Traditional proximity sensors inside or outside the cylinder barrel send position feedback signals to a controller. Installing such sensors involves additional assembly and installation work, such as boring out cylinder rods or installing mounting brackets — and thus entails extra costs. Moreover, standard sensors only provide measurements for a limited range of cylinders, because displacement encoders are only available in standard, discrete lengths.
Microwave sensors offer a better alternative, says Seitz. They mount into the end face of linear actuators, where they continuously measure piston position and speed across the cylinder's entire stroke, he explains.
The system relies on microwaves in the 1 to 24-GHz range, the same used in telecommunication and automotive industries. A simple antenna transmits electromagnetic waves into the cylinder barrel, which acts as a hollow conductor. The piston reflects the waves, and the same antenna receives the reflected signal. Onboard electronics compares and evaluates the transmitted and reflected signals, and generates position, speed, and status data. Virtually any length can be measured, which is governed by the cylinder stroke length. Accuracy is about 0.1 mm, and near-instantaneous response lets it make measurements during working strokes.
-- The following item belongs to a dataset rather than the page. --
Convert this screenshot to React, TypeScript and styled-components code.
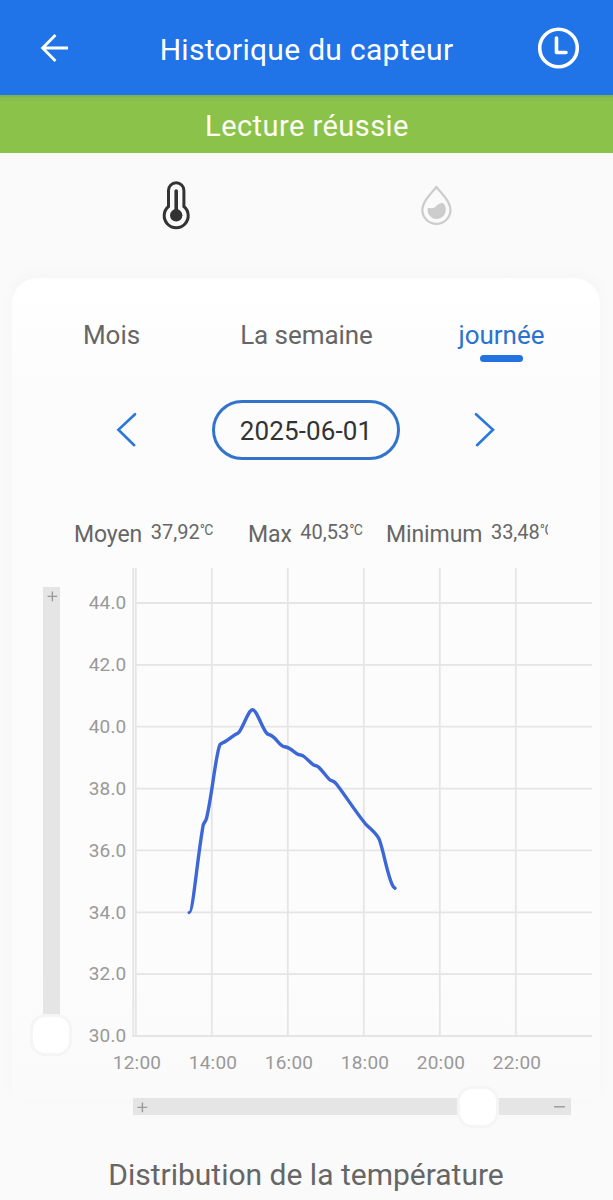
import React from "react";
import styled, { createGlobalStyle } from "styled-components";

const GlobalStyle = createGlobalStyle`
  * { box-sizing: border-box; }
  body { margin: 0; background: #fafafa; font-family: Roboto, "Liberation Sans", sans-serif; }
  button { font: inherit; color: inherit; background: none; border: 0; padding: 0; margin: 0; display: block; }
  svg { display: block; }
`;

const Screen = styled.div`
  width: 613px;
  height: 1200px;
  overflow: hidden;
  display: flex;
  flex-direction: column;
  background: #fafafa;
`;

const AppBar = styled.header`
  flex: none;
  height: 95px;
  padding: 0 31px 0 39px;
  display: grid;
  grid-template-columns: 44px 1fr 44px;
  align-items: center;
  background: #2074e8;
  color: #fff;
`;

const Title = styled.h1`
  margin: 4px 8px 0 0;
  text-align: center;
  font-size: 30px;
  line-height: 36px;
  font-weight: 400;
  letter-spacing: 0.3px;
  white-space: nowrap;
`;

const Banner = styled.div`
  flex: none;
  height: 58px;
  display: flex;
  align-items: center;
  justify-content: center;
  padding: 3px 0 0 1px;
  background: linear-gradient(#7cae52 0, #88bd4c 3px, #8bc34a 7px);
  color: #fffef5;
  font-size: 29px;
  letter-spacing: 0.45px;
`;

const Sensors = styled.nav`
  flex: none;
  height: 125px;
  padding: 27px 47px 0 46px;
  display: grid;
  grid-template-columns: 1fr 1fr;
  justify-items: center;
  align-items: start;
`;

const Card = styled.section`
  flex: none;
  height: 822px;
  margin: 0 13px 0 12px;
  border-radius: 26px 26px 0 0;
  background: linear-gradient(#fff 0, #fefefe 40px, #fcfcfc 100px, #fcfcfc 700px, #fafafa 822px);
  box-shadow: 0 -4px 16px rgba(0, 0, 0, 0.024);
`;

const Tabs = styled.div`
  display: grid;
  grid-template-columns: repeat(3, 195px);
  justify-items: center;
  height: 88px;
  padding: 39px 0 0 2px;
`;

const Tab = styled.button<{ $active?: boolean }>`
  display: flex;
  flex-direction: column;
  align-items: center;
  font-size: 26px;
  line-height: 36px;
  letter-spacing: -0.05px;
  color: ${(p) => (p.$active ? "#2a72cf" : "#666")};
  &::after {
    content: "";
    width: 43px;
    height: 7px;
    margin-top: 2px;
    border-radius: 4px;
    background: ${(p) => (p.$active ? "#2472e0" : "transparent")};
  }
`;

const DateRow = styled.div`
  display: flex;
  align-items: center;
  justify-content: space-between;
  height: 60px;
  margin: 34px 104px 0 104px;
`;

const DatePill = styled.button`
  width: 188px;
  height: 60px;
  border: 3px solid #3274cc;
  border-radius: 30px;
  color: #333;
  font-size: 26px;
  letter-spacing: 0.1px;
  padding-top: 2px;
`;

const Stats = styled.div`
  display: flex;
  width: 474px;
  height: 36px;
  margin: 56px 0 0 62px;
  overflow: hidden;
  white-space: nowrap;
`;

const Stat = styled.div<{ $width: number }>`
  flex: none;
  display: flex;
  width: ${(p) => p.$width}px;
  color: #666;
`;

const StatName = styled.span`
  font-size: 23px;
  line-height: 37px;
  letter-spacing: -0.1px;
  margin-right: 8.6px;
`;

const StatValue = styled.span`
  font-size: 20px;
  line-height: 32px;
`;

const Unit = styled.sup`
  font-size: 14px;
  line-height: 1;
  letter-spacing: -0.6px;
  vertical-align: 4px;
`;

const ChartRow = styled.div`
  display: flex;
  margin-top: 15px;
`;

const Track = styled.div<{ $vertical?: boolean }>`
  flex: none;
  display: flex;
  flex-direction: ${(p) => (p.$vertical ? "column" : "row")};
  align-items: center;
  width: ${(p) => (p.$vertical ? "17px" : "438px")};
  height: ${(p) => (p.$vertical ? "469px" : "17px")};
  margin: ${(p) => (p.$vertical ? "20px 0 0 30.6px" : "-2px 0 0 133px")};
  background: #e5e5e5;
`;

const Thumb = styled.div`
  flex: none;
  width: 42px;
  height: 42px;
  border: 3px solid #f5f5f5;
  border-radius: 15px;
  background: #fff;
`;

const Spacer = styled.div<{ $size?: number }>`
  flex: ${(p) => (p.$size ? `0 0 ${p.$size}px` : "1")};
`;

const Chart = styled.svg`
  flex: none;
  margin-left: 20.4px;
  font-size: 19px;
  fill: #999;
  letter-spacing: 0.2px;
`;

const Section = styled.h2`
  margin: 40px 1px 0 0;
  text-align: center;
  font-size: 30px;
  line-height: 40px;
  font-weight: 400;
  color: #666;
  white-space: nowrap;
`;

const Mark = ({ minus }: { minus?: boolean }) => (
  <svg width="17" height="17" viewBox="0 0 17 17" fill="none" stroke="#999" strokeWidth="1.4">
    {minus ? <path d="M-1 8.8H11" /> : <path d="M4.6 9.4H14.2M9.4 4.6V14.2" />}
  </svg>
);

const Chevron = ({ right }: { right?: boolean }) => (
  <svg width="22" height="36" viewBox="0 0 22 36" fill="none" stroke="#2a78dc" strokeWidth="2.6" strokeLinecap="round">
    {right ? <path d="M2 2.2L19 17.8L3 33.2" /> : <path d="M19 2.2L2.4 17.8L18.2 33.2" />}
  </svg>
);

const hours = [12, 14, 16, 18, 20, 22];
const degrees = [44, 42, 40, 38, 36, 34, 32, 30];

const curve =
  "M189.2 912.6C193 913 197 860 203.2 825C204.6 821.5 205.7 821.5 206.6 818C212 796 216 752 220 744.5C221.5 742.6 223.5 742.8 226 741C231 738 233.5 735 238 733.2C242.5 730 248 709.8 252.6 709.8C257 709.8 263 731 267.5 734C270 734.5 272 735.5 274.5 738C278 741.5 280 745 283 746.3C285.5 747 287 747 289.5 748.5C293.5 751 295.5 753.2 298.5 754.6C300.5 755 302 755 304 756.5C308 759.5 311 763.5 314 765.2C316 765.8 317 765.5 319 767.5C323.5 772 327 777.5 330 780C332 781 333.5 780.8 336 783.5C345 795 355 811 365 823.3C370 829 376 832.5 379.3 839.5C384 852 388 879 393.4 886.8L395 888.2";

export default function App() {
  return (
    <>
      <GlobalStyle />
      <Screen>
        <AppBar>
          <button aria-label="Retour">
            <svg width="32" height="32" viewBox="0 0 32 32" fill="none" stroke="#fff" strokeWidth="2.8">
              <path d="M29 16H4M16.5 3L3.6 16L16.5 29" />
            </svg>
          </button>
          <Title>Historique du capteur</Title>
          <button aria-label="Horloge">
            <svg width="44" height="44" viewBox="0 0 44 44" fill="none" stroke="#fff" strokeWidth="3.6">
              <circle cx="20.5" cy="22" r="18.8" />
              <path d="M18.5 12V26.5H28" strokeLinecap="round" strokeLinejoin="round" />
            </svg>
          </button>
        </AppBar>
        <Banner>Lecture réussie</Banner>
        <Sensors>
          <button aria-label="Température">
            <svg width="30" height="50" viewBox="0 0 30 50" fill="none" stroke="#333" strokeWidth="3">
              <path d="M7.5 10.4a7.7 7.7 0 0 1 15.4 0V26.5a12 12 0 1 1-15.4 0Z" />
              <path d="M15.2 11V34" strokeWidth="3.6" strokeLinecap="round" />
              <circle cx="15.2" cy="35.3" r="6.2" fill="#333" stroke="none" />
            </svg>
          </button>
          <button aria-label="Humidité">
            <svg width="32" height="50" viewBox="0 0 32 50" fill="none" stroke="#ccc" strokeWidth="2.2">
              <path d="M16.4 6.8C12.6 12.5 2.3 20.5 2.3 29.8a14 14 0 0 0 28.2 0C30.5 20.5 20.2 12.5 16.4 6.8Z" strokeLinejoin="round" />
              <path d="M7.9 28.2C9.3 27.4 12 29.3 15.2 26.9C17.6 25 19.5 22.5 22.4 23C25 23.8 25.8 27 25.8 29.8A9.1 9.1 0 0 1 7.6 30.2C7.5 29 7.3 28.6 7.9 28.2Z" fill="#ccc" stroke="none" />
            </svg>
          </button>
        </Sensors>
        <Card>
          <Tabs>
            <Tab>Mois</Tab>
            <Tab>La semaine</Tab>
            <Tab $active>journée</Tab>
          </Tabs>
          <DateRow>
            <button aria-label="Précédent"><Chevron /></button>
            <DatePill>2025-06-01</DatePill>
            <button aria-label="Suivant"><Chevron right /></button>
          </DateRow>
          <Stats>
            <Stat $width={174}><StatName>Moyen</StatName><StatValue>37,92<Unit>°C</Unit></StatValue></Stat>
            <Stat $width={138}><StatName>Max</StatName><StatValue>40,53<Unit>°C</Unit></StatValue></Stat>
            <Stat $width={180}><StatName>Minimum</StatName><StatValue>33,48<Unit>°C</Unit></StatValue></Stat>
          </Stats>
          <ChartRow>
            <Track $vertical>
              <Mark />
              <Spacer />
              <Thumb />
            </Track>
            <Chart width="515" height="510" viewBox="80 567 515 510">
              <g stroke="#e5e5e5" strokeWidth="1.8">
                <path d="M133.2 568V1036" />
                {hours.map((h, i) => (
                  <path key={h} d={`M${135.8 + i * 76} 568V1036`} />
                ))}
                {degrees.map((t, i) => (
                  <path key={t} d={`M${t === 30 ? 132.4 : 135} ${603 + i * 61.86}H592`} />
                ))}
              </g>
              {degrees.map((t, i) => (
                <text key={t} x="126.5" y={609.3 + i * 61.86} textAnchor="end">{t.toFixed(1)}</text>
              ))}
              {hours.map((h, i) => (
                <text key={h} x={137 + i * 76} y="1068.5" textAnchor="middle">{h}:00</text>
              ))}
              <path d={curve} fill="none" stroke="#3c67d6" strokeWidth="3.4" strokeLinecap="round" strokeLinejoin="round" />
            </Chart>
          </ChartRow>
        </Card>
        <Track>
          <Mark />
          <Spacer $size={307} />
          <Thumb />
          <Spacer />
          <Mark minus />
        </Track>
        <Section>Distribution de la température</Section>
      </Screen>
    </>
  );
}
The sensors are housed inside the cylinder, protected against dirt and damage. And they have no moving parts to wear out. Because there is no need to size sensors for specific cylinder strokes, designers have more flexibility and OEMs can reduce inventory and simplify replacement. Costs are expected to be at or below competing sensors.
Microwave sensors have the potential to replace potentiometers, magnetostrictive sensors, and most every other type of displacement encoder used for fluid-power applications, says Seitz. One beneficiary would be the automotive industry. For instance, when welding vehicle bodies, strong electromagnetic fields can make conventional sensors malfunction. To date, the solution has been expensive, special sensors and elaborate measures to protect against EMI, weld splatter, and mechanical damage.
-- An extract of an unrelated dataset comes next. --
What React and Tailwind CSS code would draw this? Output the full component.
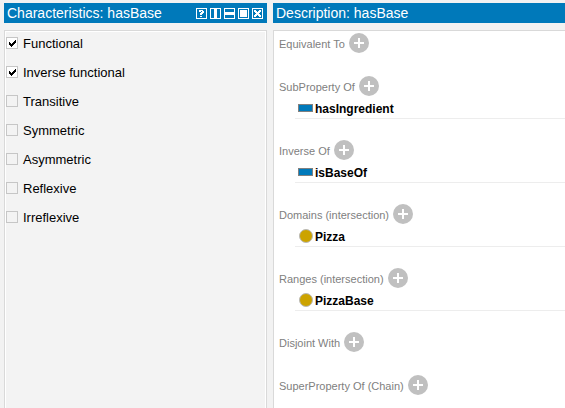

Microwave sensors, on the other hand, are immune to magnetic fields from ac and dc welders and electric motors. And they are well protected from weld splatter, are easier to design, require less installation time, and are insensitive to vibration.
Other applications include food and packaging, where stainless-steel cylinders and sensors must withstand aggressive media such as fruit and lactic acids, and high-pressure sprays of cleaning agents. And they are suited for aluminum-smelting operations, where cylinders are exposed to extremely high temperatures and strong magnetic fields.
The technology is also suited for accurate sensing in hydraulic cylinders. In fact, it is the only practical means for position sensing in very long cylinders, says Felix Hoehne, engineering manager at Astyx.
Water in hydraulic fluid, and variations in fluid contamination and temperature, can affect precision. Developers feel sensor electronics can be designed to compensate for such variations and maintain accuracy.
Festo plans to offer microwave sensors for a variety of pneumatic actuators. To date, the company has used the sensors in pneumatic cylinders with strokes to 1.5 m.